ARTICLE XIX. GENERAL PROVISIONS
a. The parties hereby agree that this Contract shall become valid and operational if and when signed and sealed in counterparts and until both parties have fulfilled their obligations.
b. The Agreement and all information obtained by one party from the other party shall be treated as confidential.
c. The headings appearing in the Agreement are for convenience only.
d. Any modification of addition to the Agreement shall be made in writing.
ARTICLE XX. NOTICES
Unless otherwise agreed in writing, any notices, statements, requests or other communications to be given to either Party pursuant to the Agreement shall be sufficiently made if sent by post (by airmail if possible) postage paid, or by telegraph, telex, facsimiles transmission or other means of data transmission to the address of the party specified for this purpose in the Agreement.

ARTICLE XXI. INSURANCE:
Buyer, at his own expense, shall procure a policy with a first class Marine Insurance Institution to cover one hundred and ten percent (110%) of the value of the cargo. The insurance policy will cover all risks of loss or damages to said cargo, including war, hijacking, explosion etc, from the time cargo has passed the ship’s manifold flanges at the loading port.
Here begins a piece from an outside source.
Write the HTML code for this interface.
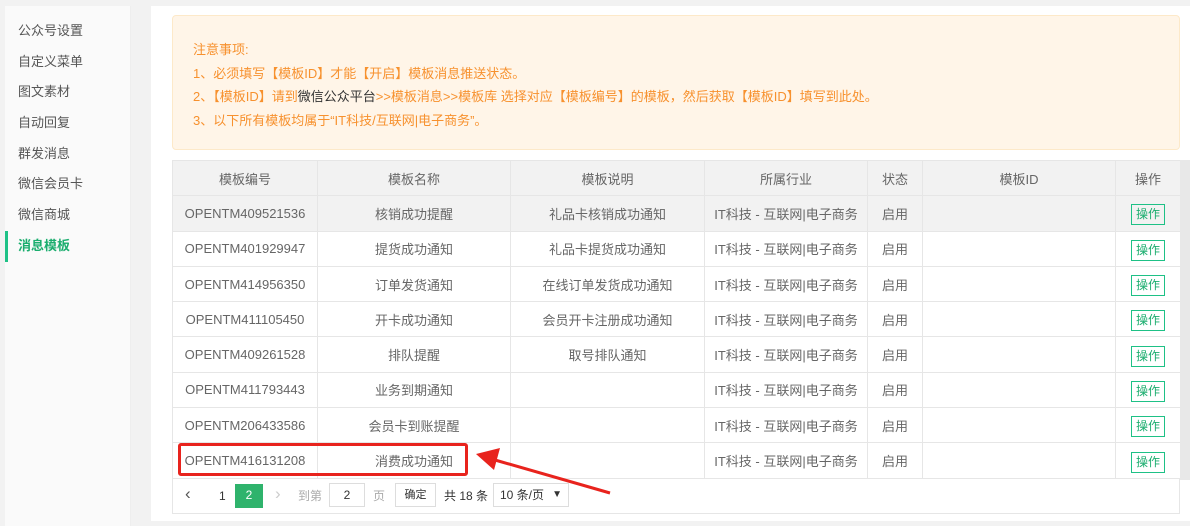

ARTICLE XXII. NON-CIRCUMVENTION AND NON-DISCLOSURE:
The parties irrevocable agree not to circumvent, avoid, or by pass any of the brokers directly or indirectly, to avoid payment of fees or commissions in any product or services, any additions. Renewals, extensions, rollovers, amendments, negotiations, new contract or third party assignments thereof; The parties do hereby accept and agree to fulfill all obligations due to the brokers and intermediaries throughout the duration of this contract and subsequent transactions, renewals, rollovers and extension without variation or modification of the same.
In the event of direct circumvention through a third party, the circumvented broker shall be entitle to a legal monetary award equal to the maximum services it should have realized from the recovery of the funds, including but not limited to attorney fees, cost and disbursements as permitted by law, and statutory interest thereon.
The parties hereby agree that this contract and its content are confidential and shall be treated as such. Neither party shall disclose any information with regards to this contract to any third party unless necessary for the successful completion of this transaction, save as necessary within the law to do so.
ARTICLE XXIII. COMMUNICATION:
Both parties agree that any dissemination or communication of information required or allowed to be forwarded to either party shall be in writing (English language).


ARTICLE XXIV. TERMINATION:
Any of the parties may terminates this agreement by giving the other party seven (7) days notice in writing and such notice shall be deemed good notice if sent by fax or e-mail on receipt of proof of delivery.